More than a billion people worldwide have signed up for Google accounts, clicking through screens promising that “your personal info is private and safe.” This week, Google’s sign-up process came under fire when European Union consumer rights groups issued new privacy complaints suggesting that the opposite is true—that Google intentionally designs default settings to deceive new users into granting permissions to harvest and share a broad swath of personal info.
"The language Google uses at every step of the registration process is unclear, incomplete, and misleading," the European consumer organization BEUC told Reuters. BEUC is helping to coordinate a potential civil lawsuit in Germany and several new complaints to data-protection authorities from consumer rights groups in France, Greece, the Czech Republic, Norway, and Slovenia.
The key issue in these complaints is how hard Google makes it for account users to choose privacy-friendly options. It’s much easier, the consumer groups argue, to set up an account to share personal info than to protect it. As Tech Crunch reported, Google designed a one-click “express personalization” option allowing data tracking, while “manual personalization” requires 10 clicks to turn off tracking.
A Google spokesperson told Reuters that “we are committed to ensuring these choices are clear and simple,” denying any wrongdoing because “these options are clearly labelled and designed to be simple to understand. We have based them on extensive research efforts and guidance from DPAs (data protection authorities) and feedback from testers.”
Google did not immediately respond to a request to comment on any plans to alter the sign-up process. (Update: Google responded with a statement that added that they "welcome the opportunity" to engage with consumer advocates and regulators regarding privacy concerns.)
Do better
BEUC maintains that Google could do better.
“Contrary to what Google claims about protecting consumers’ privacy, tens of millions of Europeans have been placed on a fast track to surveillance when they signed up to a Google account,” said Ursula Pachl, deputy director-general of BEUC, in a statement. “It takes one simple step to let Google monitor and exploit everything you do.”
Instead, she countered, “Privacy protection should be the default and easiest choice for consumers.”
BEUC sees Google as a repeat offender, pointing to additional privacy complaints dating back four years and past fines by EU antitrust regulators amounting to more than $8 billion.
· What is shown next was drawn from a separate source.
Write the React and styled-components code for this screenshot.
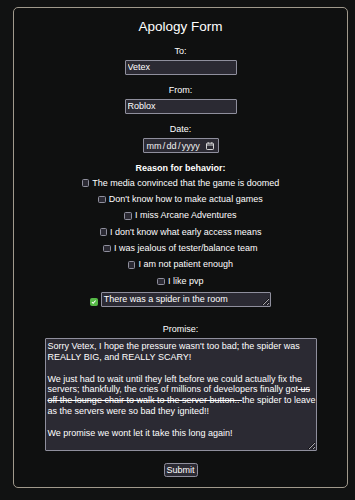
import React from 'react';
import styled, { createGlobalStyle } from 'styled-components';

const GlobalStyle = createGlobalStyle`
  html, body {
    margin: 0;
    padding: 0;
    background: #111212;
  }
  body {
    font-family: "Liberation Sans", Arial, sans-serif;
    color: #fff;
  }
`;

const Card = styled.form`
  box-sizing: border-box;
  width: 335px;
  height: 481px;
  margin: 7px 0 0 13px;
  padding: 11px 0 0;
  border: 1.5px solid #a0998c;
  border-radius: 5px;
  background: #0f1010;
  display: flex;
  flex-direction: column;
  align-items: center;
`;

const Title = styled.h1`
  margin: 0 0 11px;
  font-size: 13.5px;
  line-height: 16px;
  font-weight: normal;
`;

const Label = styled.div`
  font-size: 9px;
  line-height: 11px;
  font-weight: ${(p) => (p.$bold ? 'bold' : 'normal')};
  margin-top: ${(p) => p.$top || 0}px;
  margin-bottom: 3px;
`;

const TextInput = styled.input`
  box-sizing: border-box;
  width: 112px;
  height: 14.5px;
  margin: 0 0 10.5px;
  padding: 0 2px;
  background: #2b2a33;
  border: 1px solid #8f8f9d;
  border-radius: 1px;
  color: #fff;
  font: 9px "Liberation Sans", Arial, sans-serif;
  outline: none;
`;

const DateBox = styled.div`
  box-sizing: border-box;
  width: 76px;
  height: 15px;
  margin-bottom: 10px;
  padding: 0 4px 0 3px;
  background: #2b2a33;
  border: 1px solid #8f8f9d;
  border-radius: 1px;
  display: flex;
  align-items: center;
  justify-content: space-between;
  font-size: 9px;
  word-spacing: -1.2px;
  color: #f2f2f2;
`;

const Reasons = styled.div`
  display: flex;
  flex-direction: column;
  align-items: center;
  gap: 5.4px;
  margin-top: 0.5px;
`;

const Row = styled.label`
  display: flex;
  align-items: ${(p) => (p.$bottom ? 'flex-end' : 'center')};
  gap: 3px;
  font-size: 9px;
  line-height: 11px;
`;

const Box = styled.span`
  box-sizing: border-box;
  width: 7.5px;
  height: 7.5px;
  border-radius: 1.5px;
  border: 1px solid ${(p) => (p.$checked ? '#56b947' : '#8f8f9d')};
  background: ${(p) => (p.$checked ? '#56b947' : '#2b2a33')};
  display: flex;
  align-items: center;
  justify-content: center;
  margin-bottom: ${(p) => (p.$checked ? '1.5px' : '0')};
`;

const OtherInput = styled.textarea`
  box-sizing: border-box;
  width: 170px;
  height: 15px;
  margin: 0;
  padding: 1px 2px;
  background: #2b2a33;
  border: 1px solid #8f8f9d;
  border-radius: 1px;
  color: #fff;
  font: 9px/11px "Liberation Sans", Arial, sans-serif;
  resize: both;
  overflow: hidden;
  outline: none;
`;

const PromiseBox = styled.div`
  box-sizing: border-box;
  width: 272px;
  height: 112.5px;
  padding: 2px;
  background: #2b2a33;
  border: 1px solid #8f8f9d;
  border-radius: 1px;
  font-size: 9px;
  line-height: 10.8px;
  color: #fff;
  resize: both;
  overflow: hidden;
  margin-bottom: 12px;
`;

const Line = styled.div`
  white-space: pre;
  min-height: 10.8px;
`;

const Struck = styled.s`
  text-decoration-thickness: 1px;
`;

const SubmitButton = styled.button`
  box-sizing: border-box;
  width: 34px;
  height: 14px;
  padding: 0;
  background: #2b2a33;
  border: 1px solid #8f8f9d;
  border-radius: 2.5px;
  color: #fff;
  font: 9px "Liberation Sans", Arial, sans-serif;
`;

const reasons = [
  'The media convinced that the game is doomed',
  "Don't know how to make actual games",
  'I miss Arcane Adventures',
  "I don't know what early access means",
  'I was jealous of tester/balance team',
  'I am not patient enough',
  'I like pvp',
];

const CalendarIcon = () => (
  <svg width="8" height="8" viewBox="0 0 8 8" fill="none" stroke="#e8e8e8" strokeWidth="0.9">
    <rect x="0.5" y="1.2" width="7" height="6.3" rx="0.8" />
    <line x1="0.5" y1="3" x2="7.5" y2="3" />
    <line x1="2.2" y1="0.2" x2="2.2" y2="1.6" />
    <line x1="5.8" y1="0.2" x2="5.8" y2="1.6" />
  </svg>
);

const Check = () => (
  <svg width="6" height="6" viewBox="0 0 6 6" fill="none" stroke="#fff" strokeWidth="1.1">
    <polyline points="1,3.1 2.4,4.5 5,1.4" />
  </svg>
);

export default function App() {
  return (
    <>
      <GlobalStyle />
      <Card onSubmit={(e) => e.preventDefault()}>
        <Title>Apology Form</Title>

        <Label>To:</Label>
        <TextInput defaultValue="Vetex" />

        <Label>From:</Label>
        <TextInput defaultValue="Roblox" />

        <Label>Date:</Label>
        <DateBox>
          <span>mm / dd / yyyy</span>
          <CalendarIcon />
        </DateBox>

        <Label $bold>Reason for behavior:</Label>
        <Reasons>
          {reasons.map((r) => (
            <Row key={r}>
              <Box />
              {r}
            </Row>
          ))}
          <Row $bottom>
            <Box $checked>
              <Check />
            </Box>
            <OtherInput rows={1} defaultValue="There was a spider in the room" />
          </Row>
        </Reasons>

        <Label $top={17}>Promise:</Label>
        <PromiseBox>
          <Line>Sorry Vetex, I hope the pressure wasn't too bad; the spider was</Line>
          <Line>REALLY BIG, and REALLY SCARY!</Line>
          <Line />
          <Line>We just had to wait until they left before we could actually fix the</Line>
          <Line>
            servers; thankfully, the cries of millions of developers finally got<Struck> us</Struck>
          </Line>
          <Line>
            <Struck>off the lounge chair to walk to the server button.. </Struck>the spider to leave
          </Line>
          <Line>as the servers were so bad they ignited!!</Line>
          <Line />
          <Line>We promise we wont let it take this long again!</Line>
        </PromiseBox>

        <SubmitButton type="submit">Submit</SubmitButton>
      </Card>
    </>
  );
}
Reuters reported that the tech company “could face fines worth up to 2 percent of its global turnover if found guilty of breaching EU privacy rules.”
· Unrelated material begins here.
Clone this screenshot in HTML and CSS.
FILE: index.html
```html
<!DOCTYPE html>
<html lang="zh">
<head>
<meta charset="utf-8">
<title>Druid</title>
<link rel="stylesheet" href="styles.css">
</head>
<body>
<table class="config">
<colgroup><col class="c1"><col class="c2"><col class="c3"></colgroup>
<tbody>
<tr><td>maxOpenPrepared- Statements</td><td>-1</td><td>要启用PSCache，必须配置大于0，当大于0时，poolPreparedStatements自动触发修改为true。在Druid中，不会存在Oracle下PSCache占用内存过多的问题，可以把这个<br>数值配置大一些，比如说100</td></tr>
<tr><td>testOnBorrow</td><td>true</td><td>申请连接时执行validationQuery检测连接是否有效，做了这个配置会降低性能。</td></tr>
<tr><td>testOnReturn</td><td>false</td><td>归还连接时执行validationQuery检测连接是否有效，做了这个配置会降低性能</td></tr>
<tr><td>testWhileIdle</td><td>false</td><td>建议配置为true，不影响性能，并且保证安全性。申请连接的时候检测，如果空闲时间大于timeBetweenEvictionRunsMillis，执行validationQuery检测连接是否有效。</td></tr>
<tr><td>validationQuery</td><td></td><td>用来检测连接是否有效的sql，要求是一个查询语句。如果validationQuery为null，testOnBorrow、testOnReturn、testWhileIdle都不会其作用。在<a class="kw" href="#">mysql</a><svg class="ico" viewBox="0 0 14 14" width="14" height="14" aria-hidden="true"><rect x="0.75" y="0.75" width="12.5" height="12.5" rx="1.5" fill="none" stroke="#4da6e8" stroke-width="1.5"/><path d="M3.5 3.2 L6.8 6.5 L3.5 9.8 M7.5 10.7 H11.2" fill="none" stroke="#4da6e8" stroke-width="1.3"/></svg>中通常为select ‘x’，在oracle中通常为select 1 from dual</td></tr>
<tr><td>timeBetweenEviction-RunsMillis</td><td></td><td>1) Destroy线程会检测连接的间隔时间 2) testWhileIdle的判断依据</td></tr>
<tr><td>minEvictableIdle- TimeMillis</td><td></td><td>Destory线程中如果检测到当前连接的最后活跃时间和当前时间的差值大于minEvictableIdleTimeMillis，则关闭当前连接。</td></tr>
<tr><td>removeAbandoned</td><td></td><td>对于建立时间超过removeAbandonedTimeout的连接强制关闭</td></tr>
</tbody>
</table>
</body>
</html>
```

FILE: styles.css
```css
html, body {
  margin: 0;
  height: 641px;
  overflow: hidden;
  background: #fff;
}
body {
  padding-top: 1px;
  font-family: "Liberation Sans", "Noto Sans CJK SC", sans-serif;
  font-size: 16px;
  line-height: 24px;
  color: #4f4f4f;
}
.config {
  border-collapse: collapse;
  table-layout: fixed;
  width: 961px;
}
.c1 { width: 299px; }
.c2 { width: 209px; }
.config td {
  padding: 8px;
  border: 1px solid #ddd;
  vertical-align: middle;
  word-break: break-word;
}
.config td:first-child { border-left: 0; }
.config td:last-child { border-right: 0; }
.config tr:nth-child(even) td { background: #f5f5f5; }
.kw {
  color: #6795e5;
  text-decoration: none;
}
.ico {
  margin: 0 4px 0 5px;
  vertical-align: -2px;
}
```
BEUC expects that the newest complaints from consumer rights groups will pressure regulators to take action against Google. BEUC is working to ensure that account holders are always in control and clearly understand how their data is used.
For now, anyone creating a new account by default grants Google permission to save web and app activity, including their entire YouTube history and use of Google services like search, to personalize ads. On the Privacy and Terms page, users are told that “you’re in control,” with “more options” to turn off these particular settings linked below summaries that explain why the default settings to widely share data are beneficial.
Pachl said the EU complaints will continue until Google accounts are no longer “subjected to surveillance by design and by default," as required by the EU’s data protection law, the General Data Protection Regulation.